第十五段 父のこと その5 

2008年07月15日 | その他諸々
小学低学年のとき歯の表彰を受けたことがあります、みんなは家が歯医者やからとひやかされたことがあります。しかしこれは関係がありません。やはり甘味物がなかったからと思います、憲ちゃんから歯をよく磨いたと聞かれたがこれも違うようです。あまり磨かなかったです。しかし高学年のとき虫歯で痛くなり水で冷やしごまかしていました。二階で親が治療をしているのに下で涙をこらえて頑張っていました。みんなの治療がおわりそれを今か今かと待ってお願いしますと終わるとありがとうと言わされました。これが嫌でなるべく避けて親も子供が治療をいわなかったら知らん顔。こちらも痛みがとれたらいいと、しまいにこの歯はダメになってしまいました。他の兄弟もその頃は保険の本人だと治療費はいらなかったので他の歯科医院に行くしまつでした。本当ですよ。

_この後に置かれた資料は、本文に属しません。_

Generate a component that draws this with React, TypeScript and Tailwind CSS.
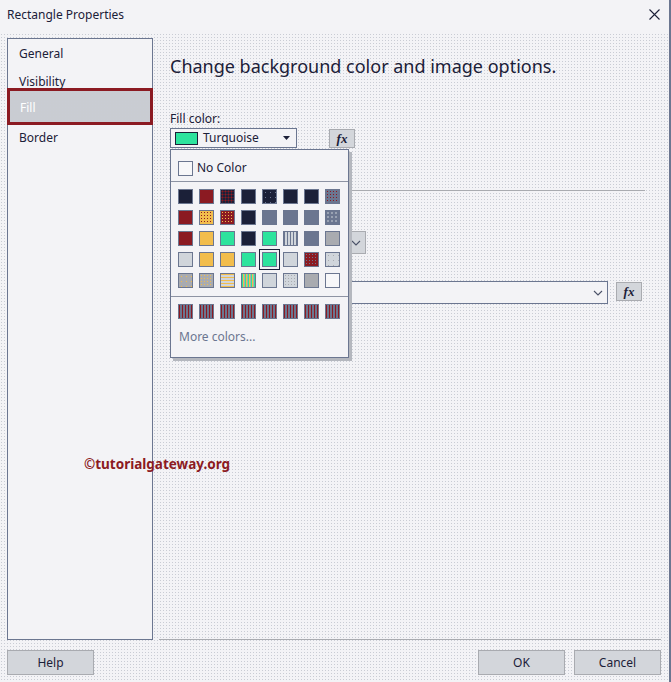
import React from 'react';

const dots = 'bg-[radial-gradient(circle,#c9ccd4_0.7px,transparent_0.9px)] bg-[length:3px_3px]';

// swatch classes, row by row, as they sit in the colour picker
const swatchRows: string[][] = [
  [
    'bg-[#1b2038]',
    'bg-[#8b1a22]',
    'bg-[#1b2038] bg-[radial-gradient(circle,#8b1a22_0.9px,transparent_1.1px)] bg-[length:3px_3px]',
    'bg-[#1b2038]',
    'bg-[#1b2038] bg-[radial-gradient(circle,#6b7690_0.6px,transparent_0.8px)] bg-[length:5px_5px]',
    'bg-[#1b2038]',
    'bg-[#6b7690] bg-[radial-gradient(circle,#1b2038_0.9px,transparent_1.1px)] bg-[length:2px_2px]',
    'bg-[#6b7690] bg-[radial-gradient(circle,#8b1a22_0.8px,transparent_1px)] bg-[length:3px_3px]',
  ],
  [
    'bg-[#8b1a22]',
    'bg-[#f2bd4c] bg-[radial-gradient(circle,#8b1a22_0.7px,transparent_0.9px)] bg-[length:3px_3px]',
    'bg-[#8b1a22] bg-[radial-gradient(circle,#f2bd4c_0.7px,transparent_0.9px)] bg-[length:3px_3px]',
    'bg-[#1b2038]',
    'bg-[#6b7690]',
    'bg-[#6b7690]',
    'bg-[#6b7690]',
    'bg-[#6b7690] bg-[radial-gradient(circle,#d0d5db_0.6px,transparent_0.8px)] bg-[length:4px_4px]',
  ],
  [
    'bg-[#8b1a22]',
    'bg-[#f2bd4c]',
    'bg-[#2de39d]',
    'bg-[#2de39d] bg-[radial-gradient(circle,#1b2038_0.9px,transparent_1.1px)] bg-[length:2px_2px]',
    'bg-[#2de39d]',
    'bg-[#d0d5db] bg-[repeating-linear-gradient(90deg,#6b7690_0_1px,transparent_1px_3px)]',
    'bg-[#6b7690]',
    'bg-[#d0d5db] bg-[radial-gradient(circle,#a9abb0_0.8px,transparent_1px)] bg-[length:2px_2px]',
  ],
  [
    'bg-[#d0d5db]',
    'bg-[#f2bd4c]',
    'bg-[#f2bd4c]',
    'bg-[#2de39d]',
    'bg-[#2de39d]',
    'bg-[#d0d5db]',
    'bg-[#8b1a22] bg-[radial-gradient(circle,#6b7690_0.7px,transparent_0.9px)] bg-[length:3px_3px]',
    'bg-[#d0d5db] bg-[radial-gradient(circle,#a9abb0_0.6px,transparent_0.8px)] bg-[length:5px_5px]',
  ],
  [
    'bg-[#a9abb0] bg-[radial-gradient(circle,#f2bd4c_0.5px,transparent_0.7px)] bg-[length:5px_5px]',
    'bg-[#a9abb0] bg-[radial-gradient(circle,#f2bd4c_0.8px,transparent_1px)] bg-[length:3px_3px]',
    'bg-[#d0d5db] bg-[repeating-linear-gradient(0deg,#f2bd4c_0_1px,transparent_1px_3px)]',
    'bg-[#a9abb0] bg-[repeating-linear-gradient(90deg,#2de39d_0_1px,#f2bd4c_1px_2px,transparent_2px_3px)]',
    'bg-[#d0d5db]',
    'bg-[#d0d5db] bg-[radial-gradient(circle,#a9abb0_0.8px,transparent_1px)] bg-[length:3px_3px]',
    'bg-[#d0d5db] bg-[radial-gradient(circle,#a9abb0_0.8px,transparent_1px)] bg-[length:2px_2px]',
    'bg-[#f7f7f9]',
  ],
];

const recentSwatch =
  'bg-[#6b7690] bg-[repeating-linear-gradient(90deg,#8b1a22_0_1px,transparent_1px_3px)]';

const Chevron = () => (
  <svg width="10" height="6" viewBox="0 0 10 6" className="text-[#4a5168]">
    <path d="M1 1 L5 5 L9 1" fill="none" stroke="currentColor" strokeWidth="1.1" />
  </svg>
);

const FxButton = ({ className }: { className?: string }) => (
  <div
    className={`w-[26px] h-[19px] flex items-center justify-center border border-[#a9abb0] bg-[#d3d6db] text-[#1b2038] italic font-bold text-[13px] leading-none ${className ?? ''}`}
    style={{ fontFamily: '"Liberation Serif", serif' }}
  >
    fx
  </div>
);

const NavItem = ({ label }: { label: string }) => (
  <div className="pl-[11px] leading-[16px] text-[12px] text-[#1b2038]">{label}</div>
);

const ColorPopup = () => (
  <div className="absolute left-[11px] top-[111px] w-[179px] h-[209px] border border-[#6b7690] bg-[#f3f3f6] shadow-[3px_3px_0_#b4b7be]">
    <div className="flex items-center gap-[4px] pl-[7px] pt-[10px] pb-[5px] border-b border-[#8d93a3]">
      <div className="w-[15px] h-[15px] border border-[#6b7690] bg-[#f7f7f9]" />
      <span className="text-[12px] leading-[16px] text-[#1b2038]">No Color</span>
    </div>
    <div className="grid grid-cols-[repeat(8,15px)] gap-x-[6px] gap-y-[6px] pl-[7px] pt-[7px] pb-[8px] border-b border-[#8d93a3]">
      {swatchRows.map((row, r) =>
        row.map((cls, c) => (
          <div
            key={`${r}-${c}`}
            className={`w-[15px] h-[15px] border border-[#6b7690] ${cls} ${
              r === 3 && c === 4 ? 'outline-1 outline-offset-2 outline-[#1b2038]' : ''
            }`}
          />
        ))
      )}
    </div>
    <div className="grid grid-cols-[repeat(8,15px)] gap-x-[6px] pl-[7px] pt-[7px]">
      {Array.from({ length: 8 }).map((_, i) => (
        <div key={i} className={`w-[15px] h-[15px] border border-[#6b7690] ${recentSwatch}`} />
      ))}
    </div>
    <div className="pl-[8px] pt-[10px] text-[12px] leading-[16px] text-[#6b7690]">More colors...</div>
  </div>
);

export default function App() {
  return (
    <div
      className="w-[671px] h-[682px] flex flex-col bg-[#f3f3f6] border-r-2 border-[#6b7690] relative overflow-hidden"
      style={{ fontFamily: '"Noto Sans", "Open Sans", sans-serif' }}
    >
      {/* title bar */}
      <div className="h-[33px] flex items-center justify-between pl-[7px] pr-[9px] shrink-0">
        <span className="text-[12px] text-[#1b2038] -mt-[4px]">Rectangle Properties</span>
        <svg width="11" height="11" viewBox="0 0 11 11" className="-mt-[4px]">
          <path d="M0.5 0.5 L10.5 10.5 M10.5 0.5 L0.5 10.5" stroke="#1b2038" strokeWidth="1.1" />
        </svg>
      </div>

      <div className={`flex-1 flex flex-col ${dots}`}>
        <div className="flex h-[607px] pt-[5px] pl-[7px]">
          {/* left nav */}
          <div className="w-[146px] h-[602px] border border-[#6b7690] bg-[#f3f3f6] pt-[7px] shrink-0">
            <NavItem label="General" />
            <div className="mt-[12px]">
              <NavItem label="Visibility" />
            </div>
            <div
              className={`-mx-px -mt-[2px] h-[37px] border-[3px] border-[#8b1a22] bg-[#c9ccd2] ${dots} pt-[9px] pl-[10px] text-[12px] leading-[16px] text-white`}
            >
              Fill
            </div>
            <div className="mt-[5px]">
              <NavItem label="Border" />
            </div>
          </div>

          {/* content */}
          <div className="relative flex-1 ml-[6px] mr-[8px] h-[602px] border-b border-[#a9abb0] pl-[11px] pr-[16px]">
            <h1 className="mt-[15px] text-[18px] leading-[26px] text-[#1b2038] font-normal">
              Change background color and image options.
            </h1>
            <div className="mt-[32px] text-[12px] leading-[16px] text-[#1b2038]">Fill color:</div>
            <div className="mt-[1px] flex items-start">
              <div className="w-[127px] h-[20px] border border-[#6b7690] bg-[#f3f3f6] flex items-center pl-[4px] pr-[6px]">
                <div className="w-[23px] h-[13px] border border-[#1b2038] bg-[#2de39d]" />
                <span className="ml-[5px] text-[12px] leading-[16px] text-[#1b2038] flex-1">Turquoise</span>
                <svg width="7" height="4" viewBox="0 0 7 4">
                  <path d="M0 0 H7 L3.5 4 Z" fill="#1b2038" />
                </svg>
              </div>
              <FxButton className="ml-[32px] mt-px" />
            </div>
            <div className="mt-[42px] h-px bg-[#a9abb0]" />

            <div className="mt-[40px] w-[196px] h-[23px] border border-[#a9abb0] flex justify-end">
              <div className="w-[18px] h-full bg-[#d3d6db] flex items-center justify-center">
                <Chevron />
              </div>
            </div>

            <div className="mt-[27px] flex items-start">
              <div className="w-[438px] h-[23px] border border-[#6b7690] bg-[#f3f3f6] flex items-center justify-end pr-[4px]">
                <Chevron />
              </div>
              <FxButton className="ml-[8px] mt-px" />
            </div>

            <ColorPopup />
          </div>
        </div>

        {/* footer buttons */}
        <div className="flex items-start pt-[10px] pl-[7px] pr-[8px]">
          <button className="w-[87px] h-[25px] border border-[#a9abb0] bg-[#d3d6db] text-[12px] text-[#1b2038]">
            Help
          </button>
          <div className="flex-1" />
          <button className="w-[87px] h-[25px] border border-[#a9abb0] bg-[#d3d6db] text-[12px] text-[#1b2038]">
            OK
          </button>
          <button className="ml-[9px] w-[87px] h-[25px] border border-[#a9abb0] bg-[#d3d6db] text-[12px] text-[#1b2038]">
            Cancel
          </button>
        </div>
      </div>

      <div className="absolute left-[84px] top-[455px] text-[13.5px] font-bold text-[#8b1a22] leading-[18px]">
        ©tutorialgateway.org
      </div>
    </div>
  );
}
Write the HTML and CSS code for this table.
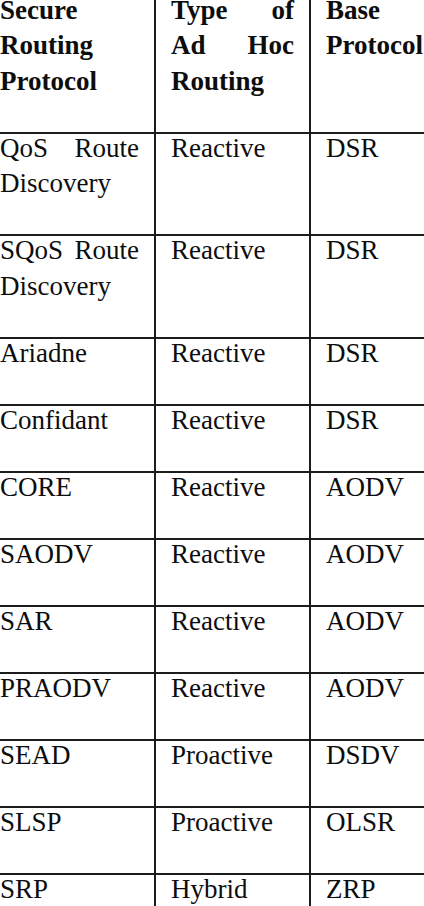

三姉の前歯に金歯をかぶせあんなのはすでに否定されていた治療法で私がやりだしてからすぐに取り外したことがありました。そのくせ自分は名人芸の仕事をしていると次兄と話をしているのをそばで聞いていて頭がおかしいのと違うかと思いました。実際歯の本を真剣に読んでいたのを見たことがありませんでした。日本歯科医師会の雑誌が毎月送られてくるがたまにざっと目を通し、たいしたこと書いてないと投げ捨てて何に使うかといったら土瓶敷きによく使っていました。もう時効なので書いてもいいでしょう。なにか寝ながら読んでいるのでよく見たら競馬新聞でした。タービンがなく足踏みエンジンで歯を削っていました。昔はみんなそうであったでしょうが新しい器械が出てきているのに昔のまま。床のリノリュームがめくれてきていてまわりがなんとかしないとと注意しても本人は無関心、お金のいることは本当に手を出さなかったです。母が言っていたが物を買うというと反対すると。実際今でも感心するのは三兄が新聞配達のアルバイトで買った中古の自転車を自分が夜乗り回しよくパンクやチューブやタイヤをだめにして修理の連続でした、あれなら新しい自転車を買えばよいと思うのに最後まで買わなかったです。父が買ったものは日本文学全集、外国文学全集がありました。これも月賦でこのことで母に聞いたことですが老人がお金を集金に来たとき母がなにげなくお金を渡すと父親が二階から降りてきていきなり母親を殴ったといっていました。あのような年寄りにお金を渡すときは一枚ずつ手のひらにおいて数えながら渡すものだと。これでまた思い出すことがあります。小学校のとき毎月いるお金を母親からもらおうとすると父親からもらえと仕方ないので仕事が終わるのを待って二階に上っていきもらうのですがいつも袋に書いてある明細を読まされすぐにくれたらよいのに手のひらに一枚一枚百円札をおいていく。じつに苦痛でした。